-- Exercise task --
Repeat the records in full and exactly, omitting pictures.
-- BEGIN Data for processing --
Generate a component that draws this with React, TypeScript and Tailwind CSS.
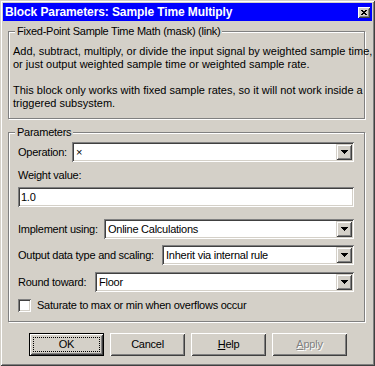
import React from "react";

const sunken =
  "shadow-[inset_1px_1px_#808080,inset_-1px_-1px_#ffffff,inset_2px_2px_#404040,inset_-2px_-2px_#d4d0c8]";
const raised =
  "shadow-[inset_1px_1px_#ffffff,inset_-1px_-1px_#404040,inset_2px_2px_#d4d0c8,inset_-2px_-2px_#808080]";
const comboBtn =
  "shadow-[inset_1px_1px_#d4d0c8,inset_-1px_-1px_#404040,inset_2px_2px_#ffffff,inset_-2px_-2px_#808080]";

function Arrow() {
  return (
    <svg width="7" height="4" shapeRendering="crispEdges">
      <rect x="0" y="0" width="7" height="1" fill="#000" />
      <rect x="1" y="1" width="5" height="1" fill="#000" />
      <rect x="2" y="2" width="3" height="1" fill="#000" />
      <rect x="3" y="3" width="1" height="1" fill="#000" />
    </svg>
  );
}

function Combo({ value, className = "" }: { value: string; className?: string }) {
  return (
    <div className={`h-[20px] bg-white flex items-center p-[2px] ${sunken} ${className}`}>
      <span className="flex-1 pl-[2px] leading-[13px] whitespace-nowrap overflow-hidden">{value}</span>
      <div className={`w-[16px] h-[16px] bg-[#d4d0c8] flex items-center justify-center ${comboBtn}`}>
        <Arrow />
      </div>
    </div>
  );
}

function Group({ title, children, className = "" }: { title: string; children: React.ReactNode; className?: string }) {
  return (
    <fieldset
      className={`ml-[5px] w-[357px] border border-[#808080] shadow-[1px_1px_0_#ffffff,inset_1px_1px_0_#ffffff] p-0 m-0 min-w-0 ${className}`}
    >
      <legend className="ml-[6px] px-[2px] leading-[13px] bg-[#d4d0c8]">{title}</legend>
      {children}
    </fieldset>
  );
}

function Button({
  children,
  isDefault = false,
  disabled = false,
}: {
  children: React.ReactNode;
  isDefault?: boolean;
  disabled?: boolean;
}) {
  if (isDefault) {
    return (
      <div className="w-[75px] h-[23px] border border-black bg-[#d4d0c8]">
        <div className={`w-full h-full p-[3px] ${raised}`}>
          <div className="w-full h-full border border-dotted border-black flex items-center justify-center leading-[13px]">
            {children}
          </div>
        </div>
      </div>
    );
  }
  return (
    <div
      className={`w-[75px] h-[23px] bg-[#d4d0c8] flex items-center justify-center leading-[13px] ${raised} ${
        disabled ? "text-[#808080] [text-shadow:1px_1px_0_#ffffff]" : ""
      }`}
    >
      {children}
    </div>
  );
}

export default function App() {
  return (
    <div
      className="w-[375px] h-[366px] overflow-hidden bg-[#d4d0c8] p-[3px] flex flex-col text-[11px] leading-[13px] tracking-[-0.25px] text-black font-['Liberation_Sans',Arial,sans-serif] shadow-[inset_1px_1px_#d4d0c8,inset_-1px_-1px_#404040,inset_2px_2px_#ffffff,inset_-2px_-2px_#808080]"
    >
      {/* Title bar */}
      <div className="h-[18px] bg-[#0000ff] flex items-center justify-between pl-[2px] pr-[2px]">
        <span className="text-white font-bold text-[12px] tracking-[-0.1px]">Block Parameters: Sample Time Multiply</span>
        <div className={`w-[12px] h-[11px] bg-[#d4d0c8] flex items-center justify-center ${raised}`}>
          <svg width="6" height="5" shapeRendering="crispEdges">
            <path d="M0 0L6 5M6 0L0 5" stroke="#000" strokeWidth="1.2" />
          </svg>
        </div>
      </div>

      <Group title="Fixed-Point Sample Time Math (mask) (link)" className="mt-[4px]">
        <div className="pl-[4px] pt-[7px] pb-[8px] whitespace-nowrap tracking-[0px]">
          <p>Add, subtract, multiply, or divide the input signal by weighted sample time,</p>
          <p>or just output weighted sample time or weighted sample rate.</p>
          <p>&nbsp;</p>
          <p>This block only works with fixed sample rates, so it will not work inside a</p>
          <p>triggered subsystem.</p>
        </div>
      </Group>

      <Group title="Parameters" className="mt-[7px]">
        <div className="pl-[9px] pr-[10px] pt-[3px] pb-[9px] flex flex-col">
          <div className="flex items-center">
            <span className="w-[54px] whitespace-nowrap">Operation:</span>
            <Combo value="×" className="flex-1" />
          </div>
          <div className="mt-[7px]">Weight value:</div>
          <div className={`mt-[5px] h-[20px] bg-white flex items-center pl-[3px] ${sunken}`}>1.0</div>
          <div className="flex items-center mt-[12px]">
            <span className="w-[86px] whitespace-nowrap">Implement using:</span>
            <Combo value="Online Calculations" className="flex-1" />
          </div>
          <div className="flex items-center mt-[6px]">
            <span className="w-[144px] whitespace-nowrap">Output data type and scaling:</span>
            <Combo value="Inherit via internal rule" className="flex-1" />
          </div>
          <div className="flex items-center mt-[7px]">
            <span className="w-[77px] whitespace-nowrap">Round toward:</span>
            <Combo value="Floor" className="flex-1" />
          </div>
          <div className="flex items-center mt-[7px]">
            <div className={`w-[13px] h-[13px] bg-white ${sunken}`} />
            <span className="ml-[6px]">Saturate to max or min when overflows occur</span>
          </div>
        </div>
      </Group>

      <div className="flex gap-[6px] ml-[26px] mt-[11px]">
        <Button isDefault>OK</Button>
        <Button>Cancel</Button>
        <Button>
          <span className="underline">H</span>elp
        </Button>
        <Button disabled>
          <span className="underline">A</span>pply
        </Button>
      </div>
    </div>
  );
}
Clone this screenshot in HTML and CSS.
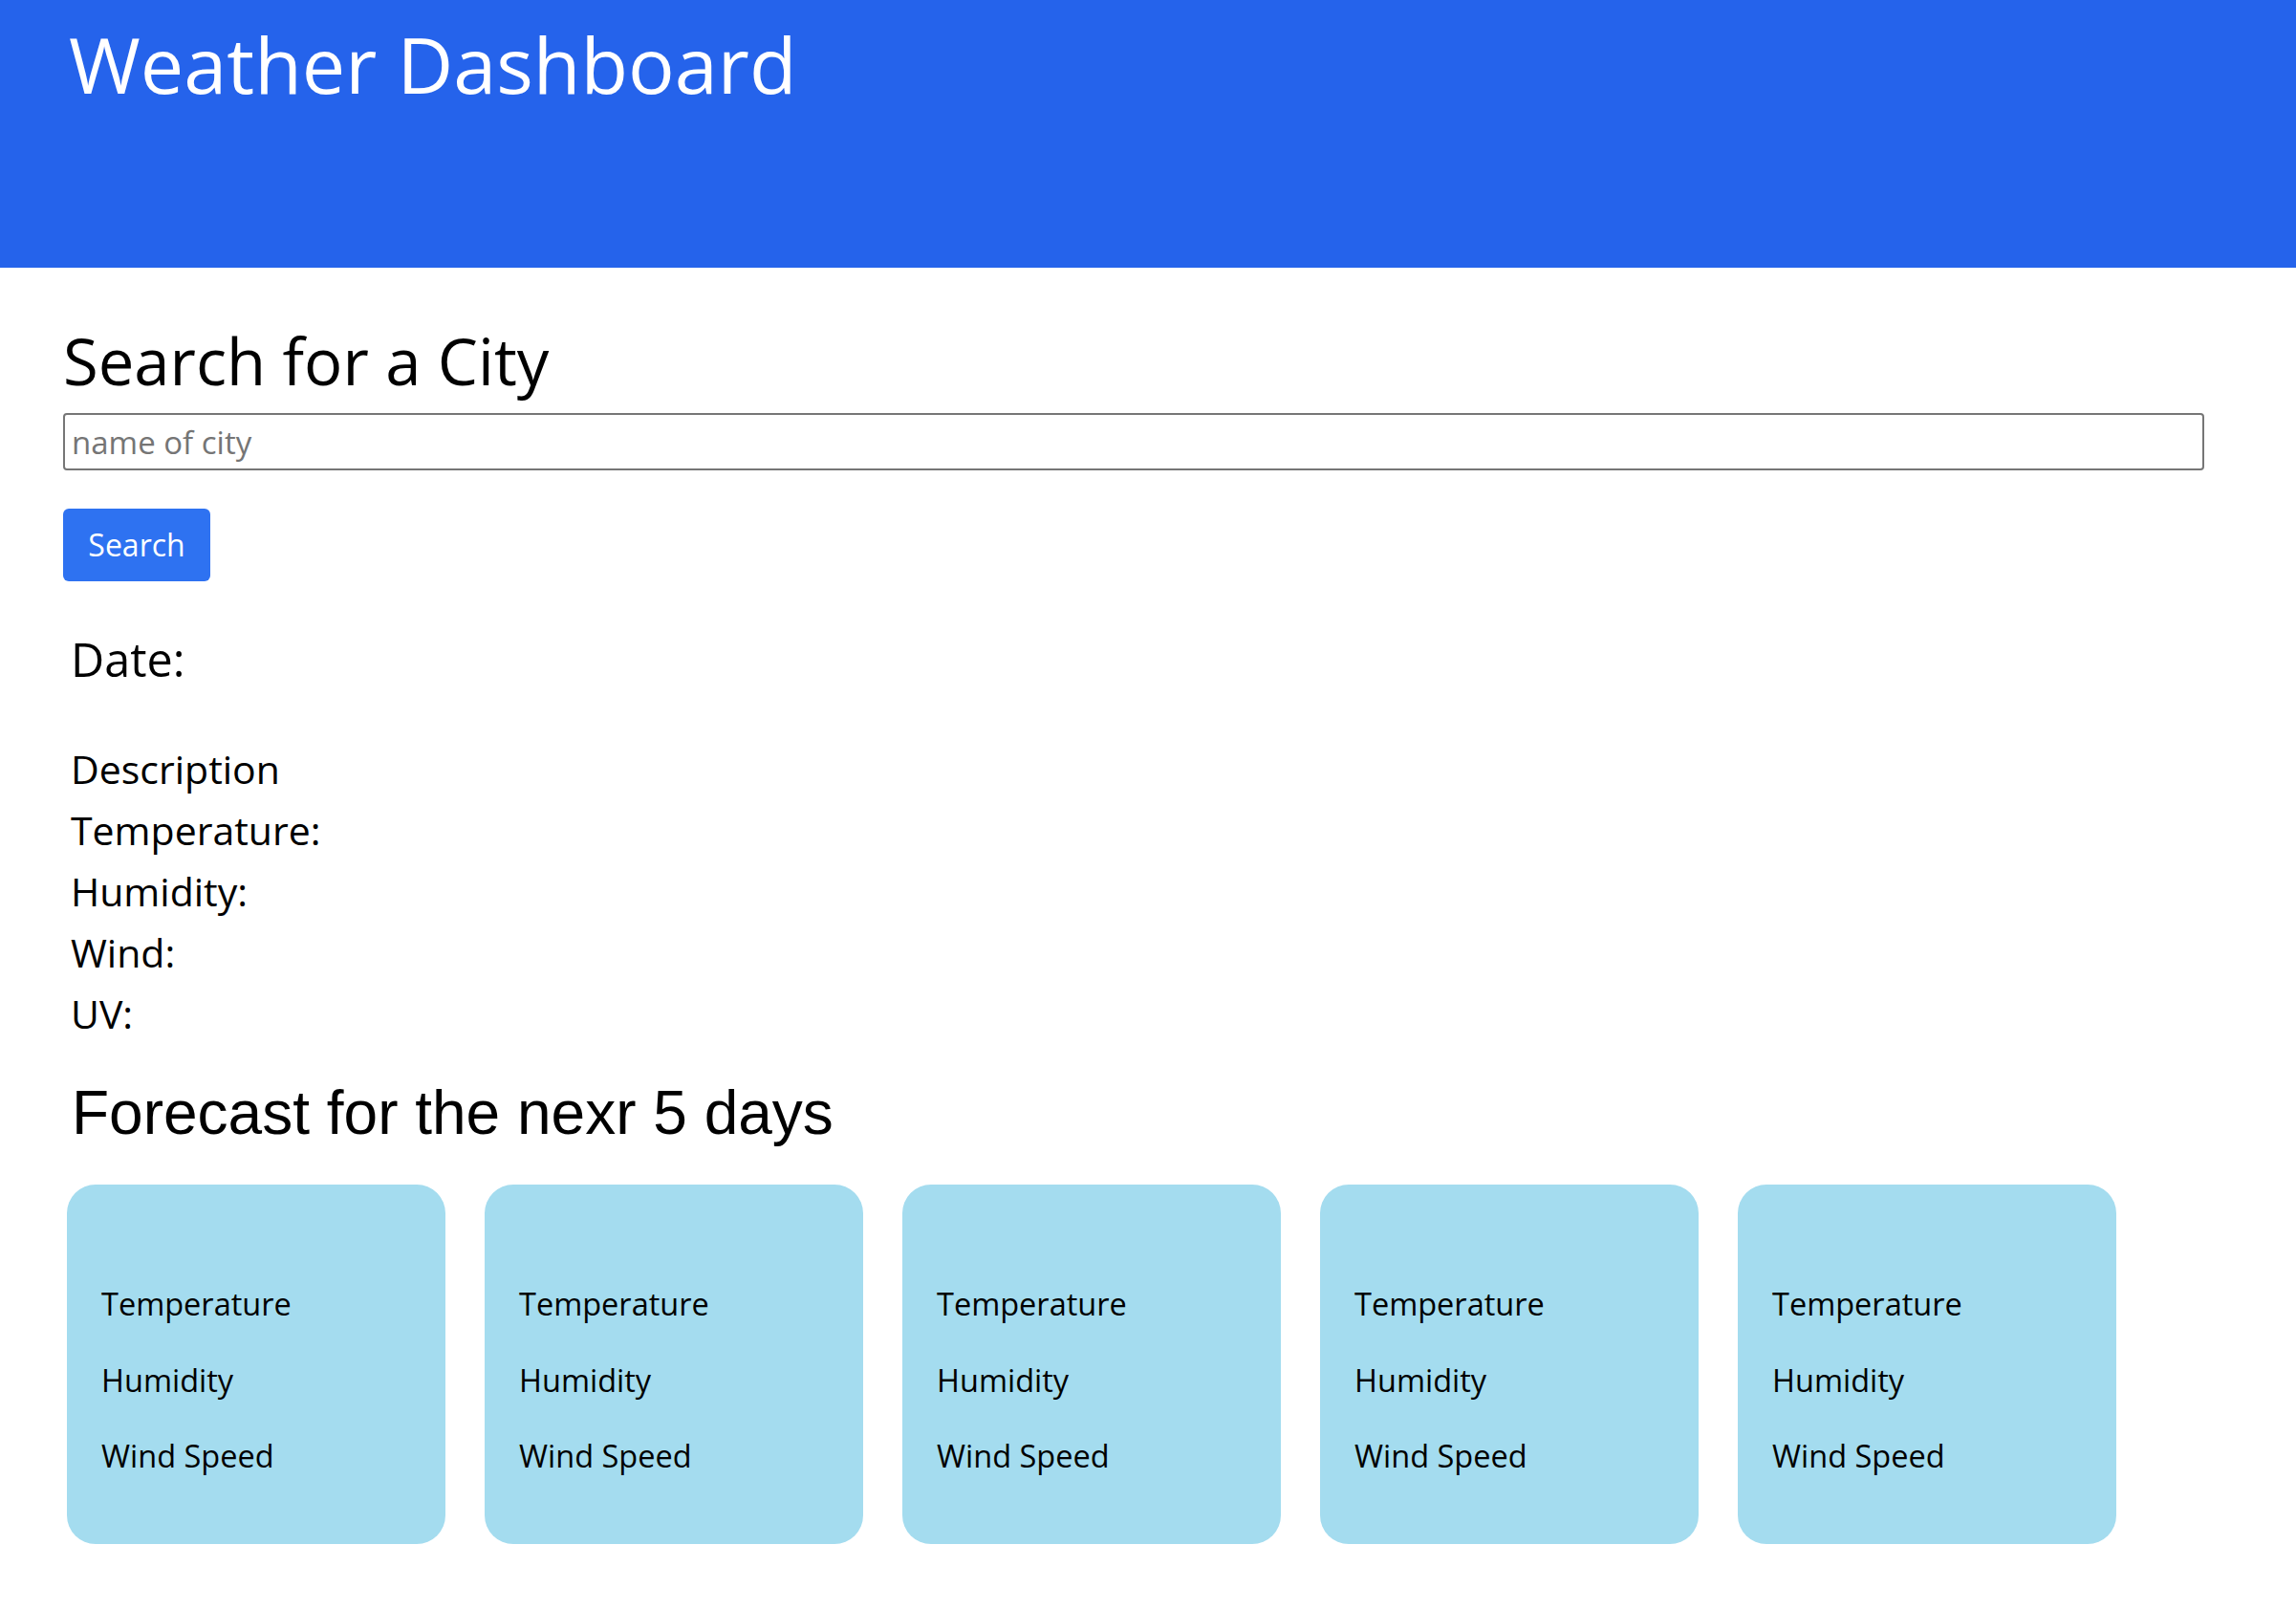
-- END Data for processing --
-- Task output --
Generate a component that draws this with React, TypeScript and Tailwind CSS.
import React from "react";

const sunken =
  "shadow-[inset_1px_1px_#808080,inset_-1px_-1px_#ffffff,inset_2px_2px_#404040,inset_-2px_-2px_#d4d0c8]";
const raised =
  "shadow-[inset_1px_1px_#ffffff,inset_-1px_-1px_#404040,inset_2px_2px_#d4d0c8,inset_-2px_-2px_#808080]";
const comboBtn =
  "shadow-[inset_1px_1px_#d4d0c8,inset_-1px_-1px_#404040,inset_2px_2px_#ffffff,inset_-2px_-2px_#808080]";

function Arrow() {
  return (
    <svg width="7" height="4" shapeRendering="crispEdges">
      <rect x="0" y="0" width="7" height="1" fill="#000" />
      <rect x="1" y="1" width="5" height="1" fill="#000" />
      <rect x="2" y="2" width="3" height="1" fill="#000" />
      <rect x="3" y="3" width="1" height="1" fill="#000" />
    </svg>
  );
}

function Combo({ value, className = "" }: { value: string; className?: string }) {
  return (
    <div className={`h-[20px] bg-white flex items-center p-[2px] ${sunken} ${className}`}>
      <span className="flex-1 pl-[2px] leading-[13px] whitespace-nowrap overflow-hidden">{value}</span>
      <div className={`w-[16px] h-[16px] bg-[#d4d0c8] flex items-center justify-center ${comboBtn}`}>
        <Arrow />
      </div>
    </div>
  );
}

function Group({ title, children, className = "" }: { title: string; children: React.ReactNode; className?: string }) {
  return (
    <fieldset
      className={`ml-[5px] w-[357px] border border-[#808080] shadow-[1px_1px_0_#ffffff,inset_1px_1px_0_#ffffff] p-0 m-0 min-w-0 ${className}`}
    >
      <legend className="ml-[6px] px-[2px] leading-[13px] bg-[#d4d0c8]">{title}</legend>
      {children}
    </fieldset>
  );
}

function Button({
  children,
  isDefault = false,
  disabled = false,
}: {
  children: React.ReactNode;
  isDefault?: boolean;
  disabled?: boolean;
}) {
  if (isDefault) {
    return (
      <div className="w-[75px] h-[23px] border border-black bg-[#d4d0c8]">
        <div className={`w-full h-full p-[3px] ${raised}`}>
          <div className="w-full h-full border border-dotted border-black flex items-center justify-center leading-[13px]">
            {children}
          </div>
        </div>
      </div>
    );
  }
  return (
    <div
      className={`w-[75px] h-[23px] bg-[#d4d0c8] flex items-center justify-center leading-[13px] ${raised} ${
        disabled ? "text-[#808080] [text-shadow:1px_1px_0_#ffffff]" : ""
      }`}
    >
      {children}
    </div>
  );
}

export default function App() {
  return (
    <div
      className="w-[375px] h-[366px] overflow-hidden bg-[#d4d0c8] p-[3px] flex flex-col text-[11px] leading-[13px] tracking-[-0.25px] text-black font-['Liberation_Sans',Arial,sans-serif] shadow-[inset_1px_1px_#d4d0c8,inset_-1px_-1px_#404040,inset_2px_2px_#ffffff,inset_-2px_-2px_#808080]"
    >
      {/* Title bar */}
      <div className="h-[18px] bg-[#0000ff] flex items-center justify-between pl-[2px] pr-[2px]">
        <span className="text-white font-bold text-[12px] tracking-[-0.1px]">Block Parameters: Sample Time Multiply</span>
        <div className={`w-[12px] h-[11px] bg-[#d4d0c8] flex items-center justify-center ${raised}`}>
          <svg width="6" height="5" shapeRendering="crispEdges">
            <path d="M0 0L6 5M6 0L0 5" stroke="#000" strokeWidth="1.2" />
          </svg>
        </div>
      </div>

      <Group title="Fixed-Point Sample Time Math (mask) (link)" className="mt-[4px]">
        <div className="pl-[4px] pt-[7px] pb-[8px] whitespace-nowrap tracking-[0px]">
          <p>Add, subtract, multiply, or divide the input signal by weighted sample time,</p>
          <p>or just output weighted sample time or weighted sample rate.</p>
          <p>&nbsp;</p>
          <p>This block only works with fixed sample rates, so it will not work inside a</p>
          <p>triggered subsystem.</p>
        </div>
      </Group>

      <Group title="Parameters" className="mt-[7px]">
        <div className="pl-[9px] pr-[10px] pt-[3px] pb-[9px] flex flex-col">
          <div className="flex items-center">
            <span className="w-[54px] whitespace-nowrap">Operation:</span>
            <Combo value="×" className="flex-1" />
          </div>
          <div className="mt-[7px]">Weight value:</div>
          <div className={`mt-[5px] h-[20px] bg-white flex items-center pl-[3px] ${sunken}`}>1.0</div>
          <div className="flex items-center mt-[12px]">
            <span className="w-[86px] whitespace-nowrap">Implement using:</span>
            <Combo value="Online Calculations" className="flex-1" />
          </div>
          <div className="flex items-center mt-[6px]">
            <span className="w-[144px] whitespace-nowrap">Output data type and scaling:</span>
            <Combo value="Inherit via internal rule" className="flex-1" />
          </div>
          <div className="flex items-center mt-[7px]">
            <span className="w-[77px] whitespace-nowrap">Round toward:</span>
            <Combo value="Floor" className="flex-1" />
          </div>
          <div className="flex items-center mt-[7px]">
            <div className={`w-[13px] h-[13px] bg-white ${sunken}`} />
            <span className="ml-[6px]">Saturate to max or min when overflows occur</span>
          </div>
        </div>
      </Group>

      <div className="flex gap-[6px] ml-[26px] mt-[11px]">
        <Button isDefault>OK</Button>
        <Button>Cancel</Button>
        <Button>
          <span className="underline">H</span>elp
        </Button>
        <Button disabled>
          <span className="underline">A</span>pply
        </Button>
      </div>
    </div>
  );
}
Clone this screenshot in HTML and CSS.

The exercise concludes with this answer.